Glasgow Film Festival: Brad Anderson's thriller is a star-studded misfire
The lunatics have quite literally taken over the asylum in Brad Anderson's latest, an inept effort that maintains some interest due to its overqualified cast. Anderson has form with mental hospital-set thrillers – having impressed with Session 9 back in 2001. However, for the director once responsible for Christian Bale’s hypnotic turn in The Machinist, this high-profile misfire represents another squandered opportunity.
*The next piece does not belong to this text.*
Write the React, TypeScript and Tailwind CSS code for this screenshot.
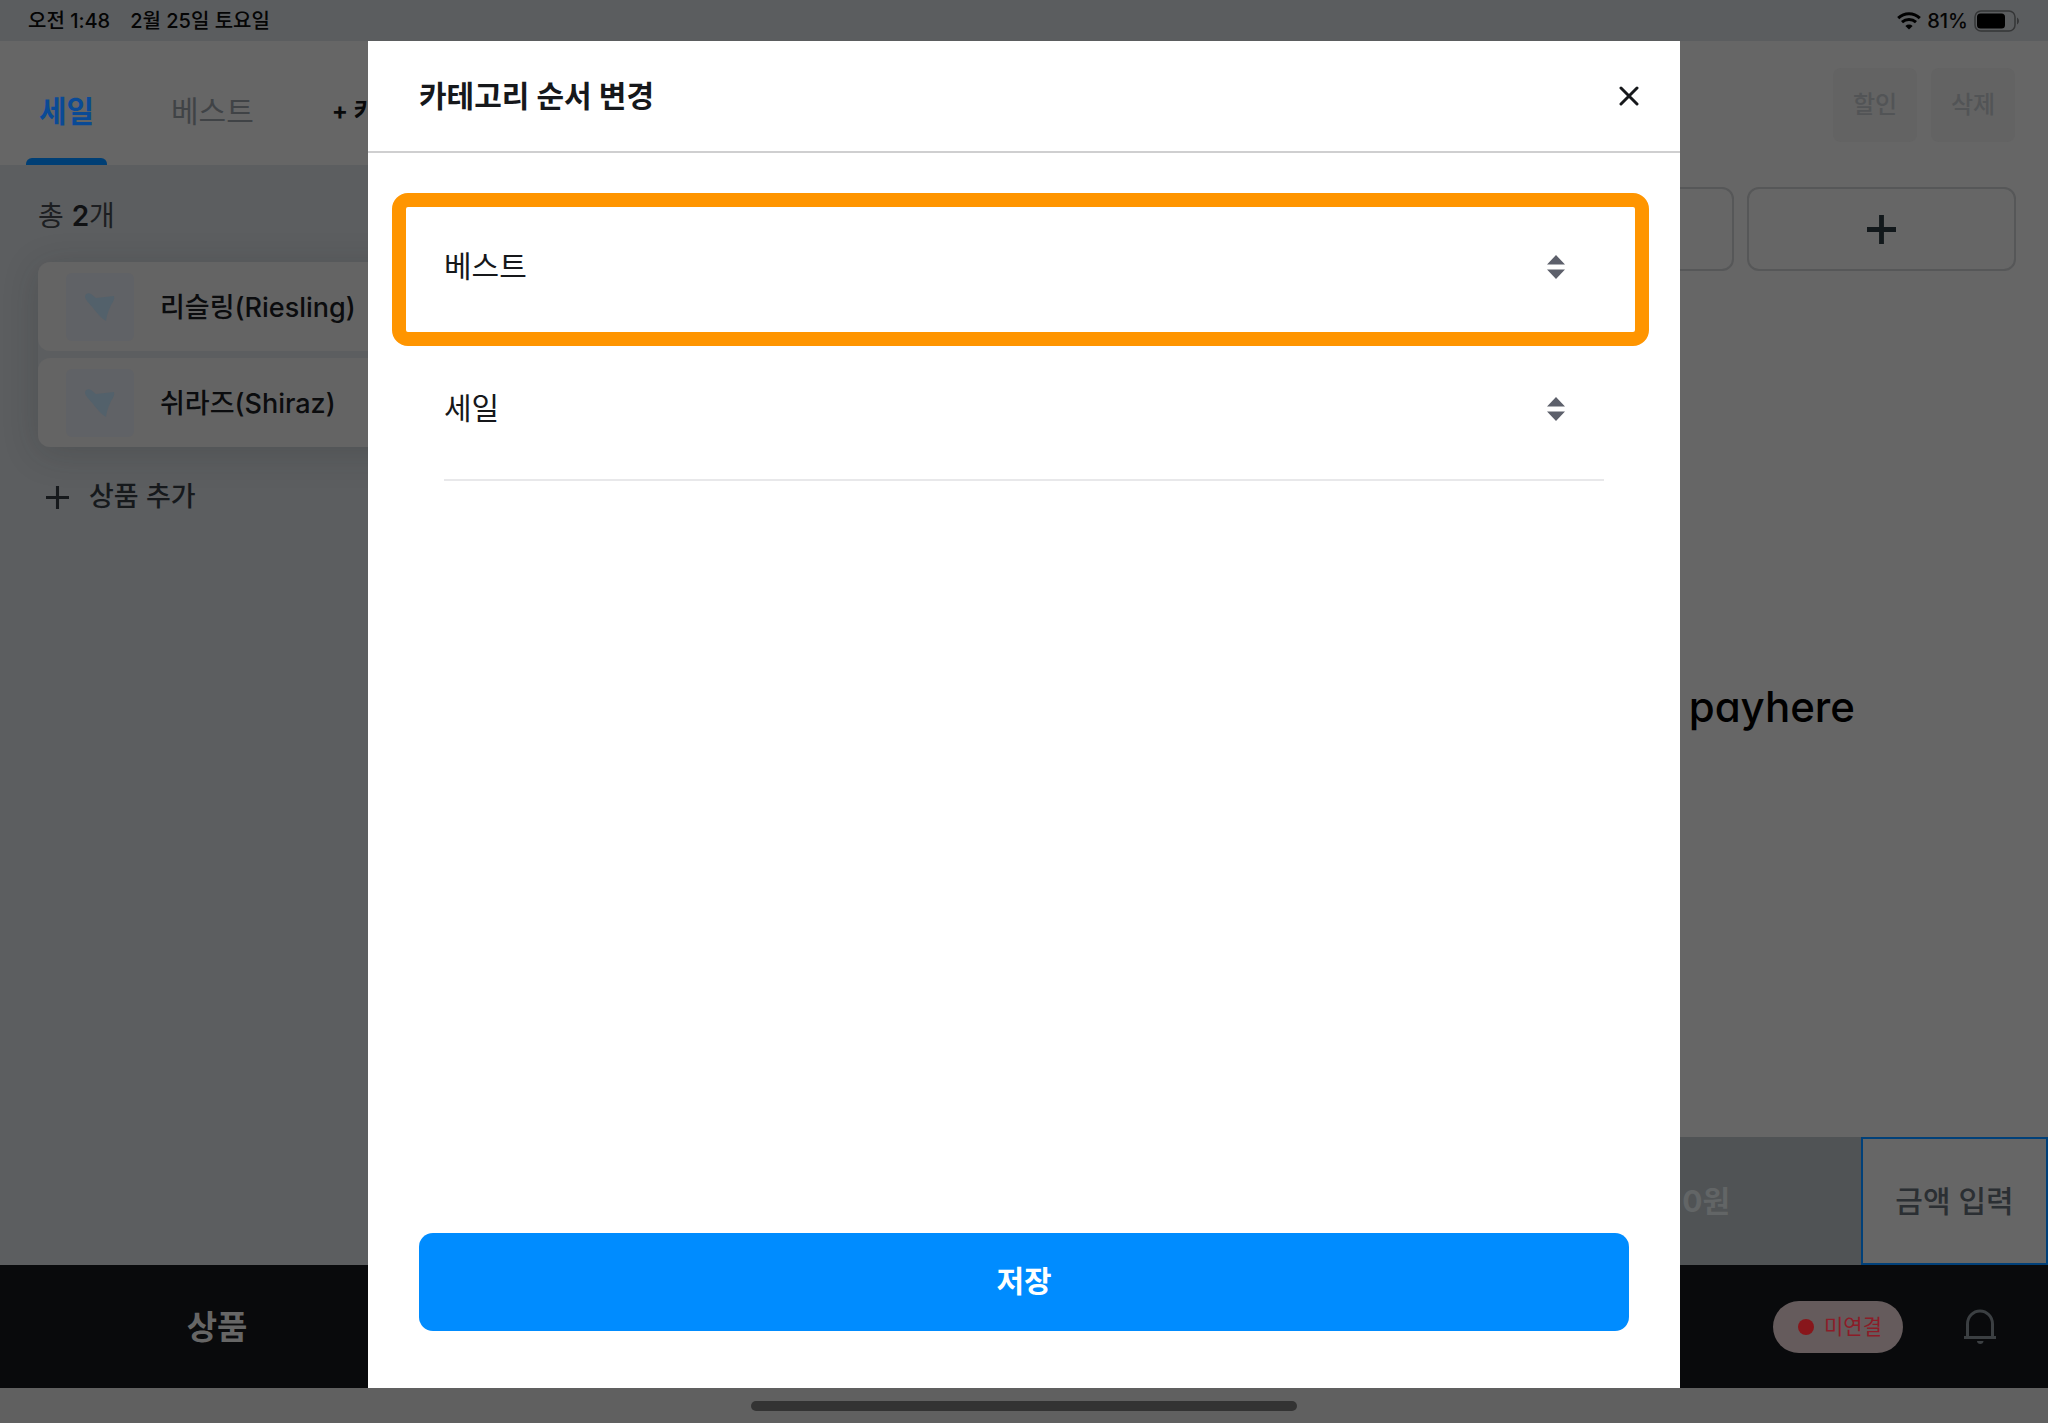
import React from 'react';

interface Product {
  id: number;
  name: string;
}

interface Category {
  id: number;
  name: string;
  highlighted: boolean;
}

const products: Product[] = [
  { id: 1, name: '리슬링(Riesling)' },
  { id: 2, name: '쉬라즈(Shiraz)' },
];

const categories: Category[] = [
  { id: 1, name: '베스트', highlighted: true },
  { id: 2, name: '세일', highlighted: false },
];

const WifiIcon = () => (
  <svg className="w-6 h-[18px]" viewBox="0 0 24 18" fill="none" stroke="#000" strokeWidth={3}>
    <path d="M1.2 6.2C7.4.4 16.6.4 22.8 6.2" />
    <path d="M5 10.2c4-3.6 10-3.6 14 0" />
    <path d="M12 17.6l-3.6-3.7c2.1-1.8 5.1-1.8 7.2 0z" fill="#000" stroke="none" />
  </svg>
);

const BatteryIcon = () => (
  <svg className="w-[46px] h-[22px]" viewBox="0 0 46 22" fill="none">
    <rect x="1" y="1" width="40" height="20" rx="6" stroke="#353637" strokeWidth={1.5} />
    <rect x="3" y="3.5" width="28" height="15" rx="3.5" fill="#000" />
    <path d="M43 7.5c2.6 1.4 2.6 5.6 0 7z" fill="#353637" />
  </svg>
);

const PlusIcon = ({ className, strokeWidth }: { className: string; strokeWidth: number }) => (
  <svg className={className} viewBox="0 0 30 30" fill="none" stroke="currentColor" strokeWidth={strokeWidth}>
    <path d="M15 0v30M0 15h30" />
  </svg>
);

const HeartIcon = () => (
  <svg className="w-[30px] h-[30px]" viewBox="0 0 30 30" fill="#53616b">
    <path d="M0 5c0-3 3-5 6-3 2 1 3 3 5 4l18-2c1 3-1 6-3 9-2 5-4 9-5 16-5-3-9-8-13-13C5 12 1 9 0 5z" />
  </svg>
);

const BellIcon = () => (
  <svg className="w-8 h-9" viewBox="0 0 32 36" fill="none" stroke="#3b3f42" strokeWidth={3}>
    <path d="M3.5 28V15a12.5 13 0 0 1 25 0v13" />
    <path d="M0 28.5h32" />
    <path d="M13 32h6.5c0 2-1.5 3-3.2 3S13 34 13 32z" fill="#3b3f42" stroke="none" />
  </svg>
);

const SortIcon = () => (
  <svg className="w-[18px] h-6" viewBox="0 0 18 24" fill="#5d606b">
    <path d="M9 0l9 9.5H0zM9 24l9-9.5H0z" />
  </svg>
);

const CloseIcon = () => (
  <svg className="w-5 h-5" viewBox="0 0 20 20" fill="none" stroke="#16181b" strokeWidth={3} strokeLinecap="round">
    <path d="M2 2l16 16M18 2L2 18" />
  </svg>
);

const StatusBar = () => (
  <header className="flex h-[41px] items-center justify-between bg-[#5b5d5f] px-7 text-[20px] leading-6 font-medium text-[#050505]">
    <div className="flex gap-5">
      <span>오전 1:48</span>
      <span>2월 25일 토요일</span>
    </div>
    <div className="flex items-center">
      <WifiIcon />
      <span className="mx-[6px]">81%</span>
      <BatteryIcon />
    </div>
  </header>
);

const ProductPanel = () => (
  <section className="flex flex-1 flex-col bg-[#5c5e60]">
    <nav className="flex h-[124px] items-stretch bg-[#666] text-[30px] leading-9">
      <button className="relative ml-[26px] w-[81px] pt-4 font-bold text-[#0a4a96]">
        세일
        <span className="absolute inset-x-0 bottom-0 h-[7px] rounded-t-md bg-[#003f75]" />
      </button>
      <button className="ml-16 pt-4 text-[#404346]">베스트</button>
      <button aria-label="카테고리 추가" className="ml-[78px] pt-4 text-[24px] font-bold text-[#08090a]">
        + 카
      </button>
    </nav>

    <div className="px-[38px] pt-[33px]">
      <p className="text-[28px] leading-9 text-[#1d1f22]">
        총 <strong className="font-semibold text-[#101113]">2</strong>개
      </p>
      <ul className="mt-7 flex flex-col gap-[7px] rounded-xl shadow-[0_6px_36px_rgba(30,34,36,0.2)]">
        {products.map(product => (
          <li key={product.id} className="flex h-[89px] items-center rounded-xl bg-[#646464] pl-7">
            <span className="flex h-[68px] w-[68px] items-center justify-center rounded-md bg-[#606266]">
              <HeartIcon />
            </span>
            <span className="ml-[26px] pt-[2px] text-[27px] leading-9 font-medium text-[#0b0c0e]">{product.name}</span>
          </li>
        ))}
      </ul>
      <button className="mt-8 flex items-center gap-5 pl-2 text-[27px] leading-9 font-medium text-[#16191c]">
        <PlusIcon className="w-[23px] h-[23px]" strokeWidth={4} />
        상품 추가
      </button>
    </div>
  </section>
);

const OrderPanel = () => (
  <aside className="flex w-[43.75%] flex-col bg-[#666]">
    <div className="flex justify-end gap-[14px] px-[33px] pt-[27px] text-[24px] leading-8 font-medium text-[#525456]">
      <button className="h-[74px] w-[84px] rounded-lg bg-[#636363]">할인</button>
      <button className="h-[74px] w-[84px] rounded-lg bg-[#636363]">삭제</button>
    </div>
    <div className="mt-[45px] grid grid-cols-3 gap-[13px] px-8">
      <button aria-label="빈 칸" className="h-[84px] rounded-xl border-2 border-[#565758]" />
      <button aria-label="빈 칸" className="h-[84px] rounded-xl border-2 border-[#565758]" />
      <button aria-label="추가" className="flex h-[84px] items-center justify-center rounded-xl border-2 border-[#565758] text-[#12181b]">
        <PlusIcon className="w-[29px] h-[29px]" strokeWidth={5} />
      </button>
    </div>
    <div className="flex flex-1 items-center justify-end pt-[6px] pr-[193px]">
      <span className="text-[42px] leading-[52px] font-medium text-black [font-feature-settings:'cv11']">payhere</span>
    </div>
    <div className="flex h-32 text-[30px] leading-9">
      <button className="flex-1 bg-[#505355] pr-[131px] text-right font-bold text-[#626566]">0원</button>
      <button className="w-[187px] border-2 border-[#004079] bg-[#666] font-medium text-[#2b2f33]">금액 입력</button>
    </div>
  </aside>
);

const BottomNav = () => (
  <nav className="flex h-[123px] items-center justify-between bg-[#090a0c]">
    <button className="w-[434px] text-[33px] leading-10 font-bold text-[#666]">상품</button>
    <div className="flex items-center gap-[61px] pr-[52px]">
      <button className="flex h-[52px] w-[130px] items-center justify-center gap-[10px] rounded-full bg-[#655b5c] pl-1 text-[21px] leading-7 text-[#8c1c28]">
        <span className="h-4 w-4 rounded-full bg-[#88161b]" />
        미연결
      </button>
      <button aria-label="알림">
        <BellIcon />
      </button>
    </div>
  </nav>
);

const CategoryOrderDialog = () => (
  <div className="fixed inset-0 flex justify-center pt-[41px] pb-[35px]">
    <div role="dialog" aria-labelledby="category-order-title" className="flex w-full max-w-[1312px] flex-col bg-white">
      <div className="flex h-[112px] items-center justify-between border-b-2 border-[#cfcfd0] pr-[41px] pl-[51px]">
        <h2 id="category-order-title" className="text-[30px] leading-10 font-bold text-[#16181b]">
          카테고리 순서 변경
        </h2>
        <button aria-label="닫기">
          <CloseIcon />
        </button>
      </div>

      <ul className="flex-1 px-[76px] pt-11">
        {categories.map(category => (
          <li
            key={category.id}
            className="relative flex h-[142px] items-center justify-between border-b-2 border-[#e8e8ea] pr-[39px]"
          >
            <span className="pb-[2px] text-[30px] leading-10 text-[#16181b]">{category.name}</span>
            <button aria-label={category.name + ' 순서 이동'}>
              <SortIcon />
            </button>
            {category.highlighted && (
              <span className="pointer-events-none absolute -top-[4px] -right-[45px] -bottom-[9px] -left-[52px] rounded-2xl border-[14px] border-[#ff9500]" />
            )}
          </li>
        ))}
      </ul>

      <div className="px-[51px] pb-[57px]">
        <button className="h-[98px] w-full rounded-[14px] bg-[#008cff] pb-[2px] text-[30px] leading-10 font-bold text-white">
          저장
        </button>
      </div>
    </div>
  </div>
);

const App: React.FC = () => (
  <div className="flex min-h-screen flex-col bg-[#606060] font-[Inter,'Noto_Sans_CJK_KR',sans-serif]">
    <StatusBar />
    <main className="flex flex-1">
      <ProductPanel />
      <OrderPanel />
    </main>
    <BottomNav />
    <footer className="flex h-[35px] items-center justify-center">
      <span className="h-[10px] w-[546px] rounded-full bg-[#333]" />
    </footer>
    <CategoryOrderDialog />
  </div>
);

export default App;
Promising ethical debate, Stonehearst Asylum (also known as Eliza Graves) instead delivers a constant stream of melodramatic gibberish.
Based loosely on an Edgar Allan Poe short story, the narrative features the comely Eliza Graves (Kate Beckinsale), who resides in Stonehearst Asylum, a remote and intimidating mental hospital, circa 1900. Dr Silas Lamb (Ben Kingsley) presides over the inmates, but the arrival of medical school graduate Edward Newgate (Jim Sturgess) reveals a dark secret: the real doctors, including Dr Benjamin Salt (Michael Caine), are being held prisoner in the dungeons of the building and want Newgate to help get them out. As he finds himself improbably falling in love with Eliza, Newgate becomes embroiled in a battle of wits between Lamb and Salt, men divided on how best to treat those with serious mental health conditions.
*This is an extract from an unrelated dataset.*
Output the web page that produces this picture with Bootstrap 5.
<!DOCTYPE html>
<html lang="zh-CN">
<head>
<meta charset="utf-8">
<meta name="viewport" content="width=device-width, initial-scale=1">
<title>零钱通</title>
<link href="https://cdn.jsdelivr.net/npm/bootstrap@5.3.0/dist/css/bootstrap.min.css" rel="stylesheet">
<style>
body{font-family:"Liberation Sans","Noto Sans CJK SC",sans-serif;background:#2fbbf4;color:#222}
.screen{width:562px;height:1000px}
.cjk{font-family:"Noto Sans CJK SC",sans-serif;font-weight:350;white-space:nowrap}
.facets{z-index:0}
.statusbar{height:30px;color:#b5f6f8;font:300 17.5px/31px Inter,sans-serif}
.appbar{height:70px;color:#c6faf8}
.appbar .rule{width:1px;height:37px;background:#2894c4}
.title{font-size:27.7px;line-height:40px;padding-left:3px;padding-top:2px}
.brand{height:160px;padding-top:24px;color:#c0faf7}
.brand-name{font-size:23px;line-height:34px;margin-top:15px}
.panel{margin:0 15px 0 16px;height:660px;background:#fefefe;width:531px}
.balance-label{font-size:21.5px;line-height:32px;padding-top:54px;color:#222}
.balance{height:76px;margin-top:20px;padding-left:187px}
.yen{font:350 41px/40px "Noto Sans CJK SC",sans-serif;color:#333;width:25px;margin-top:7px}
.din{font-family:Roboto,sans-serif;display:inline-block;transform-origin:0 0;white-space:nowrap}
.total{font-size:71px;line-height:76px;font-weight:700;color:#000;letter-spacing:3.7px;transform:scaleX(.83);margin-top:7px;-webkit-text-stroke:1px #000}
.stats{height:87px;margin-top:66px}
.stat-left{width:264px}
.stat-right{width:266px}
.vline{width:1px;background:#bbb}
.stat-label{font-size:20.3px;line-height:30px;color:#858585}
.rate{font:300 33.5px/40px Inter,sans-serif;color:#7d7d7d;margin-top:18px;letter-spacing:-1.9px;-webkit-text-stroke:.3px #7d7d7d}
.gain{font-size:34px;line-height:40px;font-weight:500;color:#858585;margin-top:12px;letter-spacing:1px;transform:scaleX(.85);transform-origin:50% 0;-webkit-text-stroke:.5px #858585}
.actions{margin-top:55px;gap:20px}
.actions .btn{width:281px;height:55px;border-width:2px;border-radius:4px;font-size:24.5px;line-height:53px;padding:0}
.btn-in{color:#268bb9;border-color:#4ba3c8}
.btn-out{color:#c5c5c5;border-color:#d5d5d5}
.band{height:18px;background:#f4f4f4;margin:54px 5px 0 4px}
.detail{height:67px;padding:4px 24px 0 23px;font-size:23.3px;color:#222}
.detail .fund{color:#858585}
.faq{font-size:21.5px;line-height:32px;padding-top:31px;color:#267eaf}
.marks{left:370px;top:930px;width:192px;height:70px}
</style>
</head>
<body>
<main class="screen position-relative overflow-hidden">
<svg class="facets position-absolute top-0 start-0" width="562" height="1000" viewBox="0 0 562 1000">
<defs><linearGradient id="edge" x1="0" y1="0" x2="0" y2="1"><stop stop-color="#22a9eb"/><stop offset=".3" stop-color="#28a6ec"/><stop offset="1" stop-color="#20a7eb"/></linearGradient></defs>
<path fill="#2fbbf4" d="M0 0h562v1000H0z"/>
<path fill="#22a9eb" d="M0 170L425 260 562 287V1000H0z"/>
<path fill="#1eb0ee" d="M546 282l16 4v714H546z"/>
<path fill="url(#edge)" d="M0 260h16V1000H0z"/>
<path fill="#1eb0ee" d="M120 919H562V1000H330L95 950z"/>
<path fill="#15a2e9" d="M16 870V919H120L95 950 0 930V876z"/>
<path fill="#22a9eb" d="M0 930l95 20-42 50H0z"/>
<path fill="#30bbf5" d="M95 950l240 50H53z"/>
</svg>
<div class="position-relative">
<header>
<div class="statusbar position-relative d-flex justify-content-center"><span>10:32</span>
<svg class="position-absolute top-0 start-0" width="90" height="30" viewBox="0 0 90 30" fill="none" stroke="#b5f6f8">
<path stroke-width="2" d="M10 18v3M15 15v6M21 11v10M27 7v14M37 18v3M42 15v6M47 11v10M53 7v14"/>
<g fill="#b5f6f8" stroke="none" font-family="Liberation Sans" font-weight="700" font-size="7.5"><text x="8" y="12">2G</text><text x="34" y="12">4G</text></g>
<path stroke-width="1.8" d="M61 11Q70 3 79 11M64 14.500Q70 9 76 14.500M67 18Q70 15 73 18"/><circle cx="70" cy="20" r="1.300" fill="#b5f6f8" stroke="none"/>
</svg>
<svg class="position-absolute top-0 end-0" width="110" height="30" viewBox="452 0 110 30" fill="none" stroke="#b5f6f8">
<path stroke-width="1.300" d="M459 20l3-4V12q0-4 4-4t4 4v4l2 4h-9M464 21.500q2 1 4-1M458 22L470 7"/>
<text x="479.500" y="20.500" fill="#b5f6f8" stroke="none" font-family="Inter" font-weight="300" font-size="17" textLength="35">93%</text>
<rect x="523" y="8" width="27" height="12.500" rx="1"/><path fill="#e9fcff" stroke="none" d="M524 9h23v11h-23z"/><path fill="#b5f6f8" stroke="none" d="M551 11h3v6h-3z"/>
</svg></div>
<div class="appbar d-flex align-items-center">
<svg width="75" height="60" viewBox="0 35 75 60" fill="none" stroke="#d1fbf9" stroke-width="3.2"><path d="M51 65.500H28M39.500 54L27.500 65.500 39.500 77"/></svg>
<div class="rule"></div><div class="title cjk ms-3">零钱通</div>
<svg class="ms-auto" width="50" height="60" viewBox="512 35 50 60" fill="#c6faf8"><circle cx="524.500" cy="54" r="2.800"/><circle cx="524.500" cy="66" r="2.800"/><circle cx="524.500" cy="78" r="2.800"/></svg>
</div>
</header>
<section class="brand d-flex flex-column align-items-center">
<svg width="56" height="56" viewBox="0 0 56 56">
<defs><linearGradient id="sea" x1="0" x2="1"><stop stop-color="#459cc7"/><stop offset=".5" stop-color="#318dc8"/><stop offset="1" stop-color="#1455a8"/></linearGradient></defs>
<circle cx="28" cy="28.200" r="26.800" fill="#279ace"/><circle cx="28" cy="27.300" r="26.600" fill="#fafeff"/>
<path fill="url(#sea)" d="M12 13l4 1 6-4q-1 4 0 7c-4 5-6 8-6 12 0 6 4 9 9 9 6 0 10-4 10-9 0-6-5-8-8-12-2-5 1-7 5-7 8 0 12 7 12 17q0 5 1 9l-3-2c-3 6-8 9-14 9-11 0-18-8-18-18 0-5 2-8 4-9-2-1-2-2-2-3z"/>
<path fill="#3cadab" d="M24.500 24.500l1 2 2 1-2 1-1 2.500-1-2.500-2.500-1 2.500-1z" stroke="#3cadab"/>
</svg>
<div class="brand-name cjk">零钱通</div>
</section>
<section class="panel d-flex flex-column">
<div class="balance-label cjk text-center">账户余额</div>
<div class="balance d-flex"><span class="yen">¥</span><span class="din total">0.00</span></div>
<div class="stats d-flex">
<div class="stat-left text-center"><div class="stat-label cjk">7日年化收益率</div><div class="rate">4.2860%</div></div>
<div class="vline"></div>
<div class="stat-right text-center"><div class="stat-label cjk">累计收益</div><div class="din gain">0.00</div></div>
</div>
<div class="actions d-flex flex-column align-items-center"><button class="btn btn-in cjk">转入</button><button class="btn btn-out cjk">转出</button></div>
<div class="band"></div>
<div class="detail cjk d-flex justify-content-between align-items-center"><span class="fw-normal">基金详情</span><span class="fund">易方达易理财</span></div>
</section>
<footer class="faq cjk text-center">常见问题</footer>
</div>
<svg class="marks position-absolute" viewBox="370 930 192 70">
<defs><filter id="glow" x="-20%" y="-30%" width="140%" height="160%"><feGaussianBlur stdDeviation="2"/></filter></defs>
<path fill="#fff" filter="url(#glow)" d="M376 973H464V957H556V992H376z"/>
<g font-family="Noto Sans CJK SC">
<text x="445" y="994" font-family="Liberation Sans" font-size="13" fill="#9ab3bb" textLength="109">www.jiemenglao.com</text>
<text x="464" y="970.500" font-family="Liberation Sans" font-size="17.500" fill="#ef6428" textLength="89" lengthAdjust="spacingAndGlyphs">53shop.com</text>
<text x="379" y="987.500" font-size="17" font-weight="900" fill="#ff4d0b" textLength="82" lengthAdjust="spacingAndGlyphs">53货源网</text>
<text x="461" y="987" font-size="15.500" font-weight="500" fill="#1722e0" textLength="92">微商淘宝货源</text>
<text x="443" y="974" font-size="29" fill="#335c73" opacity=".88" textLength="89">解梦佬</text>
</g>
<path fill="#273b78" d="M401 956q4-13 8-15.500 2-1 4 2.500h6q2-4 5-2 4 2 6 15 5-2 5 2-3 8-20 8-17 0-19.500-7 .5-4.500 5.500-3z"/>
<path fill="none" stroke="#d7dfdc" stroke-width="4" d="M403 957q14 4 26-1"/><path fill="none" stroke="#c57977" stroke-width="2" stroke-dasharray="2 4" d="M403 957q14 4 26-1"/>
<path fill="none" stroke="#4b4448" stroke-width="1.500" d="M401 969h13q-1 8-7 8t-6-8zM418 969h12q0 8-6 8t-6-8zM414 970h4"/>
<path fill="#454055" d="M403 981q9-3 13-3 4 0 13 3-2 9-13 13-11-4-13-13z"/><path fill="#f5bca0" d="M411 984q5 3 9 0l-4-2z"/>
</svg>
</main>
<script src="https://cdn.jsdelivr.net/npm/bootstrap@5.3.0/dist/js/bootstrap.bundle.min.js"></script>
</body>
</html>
Sturgess has gained a dubious reputation for phoned-in leading-man roles in expensive flops (Across the Universe, Upside Down, Cloud Atlas) and contributes another pallid performance here, not helped by the unfortunate juxtaposition with Caine and Kingsley's barnstorming turns. He isn't the worst offender though: David Thewlis’ hammy work as murderous henchman Mickey Finn lacks only a parrot on his shoulder to qualify as a Long John Silver impression. Despite the attempt at romance the film is as short on sensitivity to relationships as it is long on fiery deaths and brimstone moralising. While its intentions were probably high-minded, the only reaction Stonehearst Asylum is likely to induce is hoots of derisive laughter.
Screening on Thu 26 Feb (under the title Eliza Graves) as part of the Glasgow Film Festival 2015. General release from Fri 24 Apr.